Viele Bürger haben den Eindruck, dass der Klimawandel sie teuer zu stehen kommt. Die CO2-Abgabe sollte einen Anreiz für Vermieter darstellen, in nachhaltige Heizsysteme zu investieren, stattdessen hat die Union dafür gesorgt, dass die Mieter auf den Kosten sitzen bleiben. Wie will die SPD verhindern, dass die Maßnahmen gegen den Klimawandel zu Lasten der geringer Verdienenden geht?
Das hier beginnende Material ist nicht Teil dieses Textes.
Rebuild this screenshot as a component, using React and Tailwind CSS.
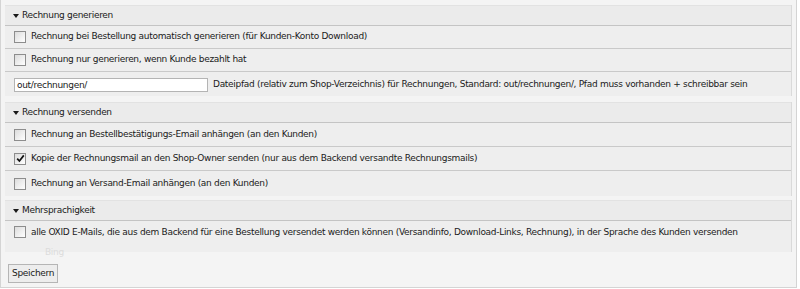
import { useState } from "react";

const FONT = "font-['DejaVu_Sans',Verdana,sans-serif] text-[9px] tracking-[-0.3px]";

function SectionHeader({ title }) {
  return (
    <div className="flex h-[21px] items-center border-t border-b border-t-[#e2e2e2] border-b-[#c4c4c4] bg-[#ebebeb] pl-[8px] text-[#1a1a1a]">
      <span className="mr-[3px] inline-block h-0 w-0 border-x-[3px] border-t-[4px] border-x-transparent border-t-[#1a1a1a]" />
      <span>{title}</span>
    </div>
  );
}

function Checkbox({ checked, onChange }) {
  return (
    <span
      onClick={onChange}
      className="relative mr-[5px] inline-flex h-[12px] w-[12px] shrink-0 items-center justify-center border border-[#8d8d8d] bg-gradient-to-br from-[#dcdcdc] to-white"
    >
      {checked && (
        <svg width="9" height="9" viewBox="0 0 9 9">
          <path d="M1.2 4.6 L3.4 7 L7.8 1.4" fill="none" stroke="#111" strokeWidth="1.7" />
        </svg>
      )}
    </span>
  );
}

function CheckRow({ label, checked, onChange, className = "h-[24px]", children }) {
  return (
    <div className={`relative flex items-center border-b border-b-[#c9c9c9] bg-[#eeeeee] pl-[9px] text-[#1a1a1a] ${className}`}>
      <Checkbox checked={checked} onChange={onChange} />
      <span>{label}</span>
      {children}
    </div>
  );
}

export default function App() {
  const [options, setOptions] = useState({
    autoGenerate: false,
    onlyPaid: false,
    attachOrder: false,
    copyOwner: true,
    attachShipping: false,
    multiLang: false,
  });
  const [path, setPath] = useState("out/rechnungen/");

  function toggle(key) {
    setOptions((prev) => ({ ...prev, [key]: !prev[key] }));
  }

  return (
    <div className={`h-[289px] w-[800px] bg-white ${FONT}`}>
      <div className="flex h-[288px] w-[797px] flex-col border-x border-b border-[#d4d4d4] bg-[#f4f4f4] px-[4px] pt-[5px]">
        <div className="border-r border-[#dadada]">
          <SectionHeader title="Rechnung generieren" />
          <CheckRow
            label="Rechnung bei Bestellung automatisch generieren (für Kunden-Konto Download)"
            checked={options.autoGenerate}
            onChange={() => toggle("autoGenerate")}
            className="h-[23px]"
          />
          <CheckRow
            label="Rechnung nur generieren, wenn Kunde bezahlt hat"
            checked={options.onlyPaid}
            onChange={() => toggle("onlyPaid")}
            className="h-[23px]"
          />
          <div className="flex h-[24px] items-center bg-[#eeeeee] pl-[9px] pt-[2px] text-[#1a1a1a]">
            <input
              type="text"
              value={path}
              onChange={(event) => setPath(event.target.value)}
              className="mr-[5px] h-[14px] w-[194px] border border-[#b4b4b4] bg-white px-[2px] text-[9px] text-[#1a1a1a] outline-none"
            />
            <span>
              Dateipfad (relativ zum Shop-Verzeichnis) für Rechnungen, Standard: out/rechnungen/, Pfad muss vorhanden + schreibbar sein
            </span>
          </div>
        </div>

        <div className="mt-[6px] border-r border-[#dadada]">
          <SectionHeader title="Rechnung versenden" />
          <CheckRow
            label="Rechnung an Bestellbestätigungs-Email anhängen (an den Kunden)"
            checked={options.attachOrder}
            onChange={() => toggle("attachOrder")}
          />
          <CheckRow
            label="Kopie der Rechnungsmail an den Shop-Owner senden (nur aus dem Backend versandte Rechnungsmails)"
            checked={options.copyOwner}
            onChange={() => toggle("copyOwner")}
          />
          <CheckRow
            label="Rechnung an Versand-Email anhängen (an den Kunden)"
            checked={options.attachShipping}
            onChange={() => toggle("attachShipping")}
            className="h-[25px] border-b-0"
          />
        </div>

        <div className="mt-[4px] border-r border-[#dadada]">
          <SectionHeader title="Mehrsprachigkeit" />
          <CheckRow
            label="alle OXID E-Mails, die aus dem Backend für eine Bestellung versendet werden können (Versandinfo, Download-Links, Rechnung), in der Sprache des Kunden versenden"
            checked={options.multiLang}
            onChange={() => toggle("multiLang")}
            className="h-[31px] items-start border-b-0 pt-[5px]"
          >
            <span className="absolute left-[40px] top-[25px] text-[#dcdcdc]">Bing</span>
          </CheckRow>
        </div>

        <div className="pt-[12px] pl-[3px]">
          <button
            type="button"
            className="h-[19px] border border-[#b5b5b5] bg-[#ededed] px-[3px] text-[9px] text-[#1a1a1a]"
          >
            Speichern
          </button>
        </div>
      </div>
    </div>
  );
}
Wir wollen die EEG-Umlage bis 2025 abschaffen und aus dem Bundeshaushalt finanzieren. Dazu dienen auch die Einnahmen aus der CO2-Bepreisung. Der Strom wird dadurch erheblich günstiger. Zudem sind wir immer noch dafür, dass die Vermieter den CO2-Preis tragen. Mit dem weiteren Anstieg des CO2-Preises werden wir für zusätzliche sozial gerechte Ausgleichsmaßnahmen sorgen. Ein Pro-Kopf-Bonus wäre durchaus denkbar.

Wie Sie bereits festgestellt haben: Kultur ist immer noch ein Luxus in unserer Gesellschaft. Kulturetats werden gekürzt, Museen wie die MEWO Kunsthalle klagen über zu wenig Personal, kreative Berufe sind unterbezahlt. Als Schauspielerin bist du selbst davon betroffen. Welche Ideen und Pläne willst Du einbringen, um die Situation zu verbessern?

Kultur ist in den Kommunen eine sogenannte freiwillige Leistung. Daher müssen wir einerseits die Kommunen finanziell unterstützen, die gerade nach der Corona-Krise geschwächt sind, und andererseits die Kommunen vom Wert der Kultur überzeugen. Wir brauchen meiner Ansicht nach eine größere und lautere Debatte über den Stellenwert von Kunst und Kultur. Daher fordere ich das Staatsziel Kultur ins Grundgesetz zu schreiben. Außerdem möchte ich die kulturpolitischen Spitzengespräche zu einem bundesweiten Kulturplenum weiterentwickeln, in denen neben Kommunen, Ländern und Bund auch Kulturproduzenten, ihre Verbände und die Zivilgesellschaft vertreten sind, um einen neuen Kulturkonsens über die Aufgaben und Verfahren der Kulturpolitik zu erarbeiten. Und natürlich müssen die Arbeitsbedingungen und die Löhne verbessert werden sowie die soziale Sicherung von Künstlern und Kulturschaffenden. Dies kann durch die Absicherung der Solo-Selbstständigen, Mindestgagen und Ausstellungshonorare in der freien Szene und die Verbesserung der Künstlersozialkasse geschehen. Auch die Tarifverträge müssen teilweise erheblich verbessert werden.

Herzlichen Dank für das sympathische und informative Gespräch, Frau Leenders!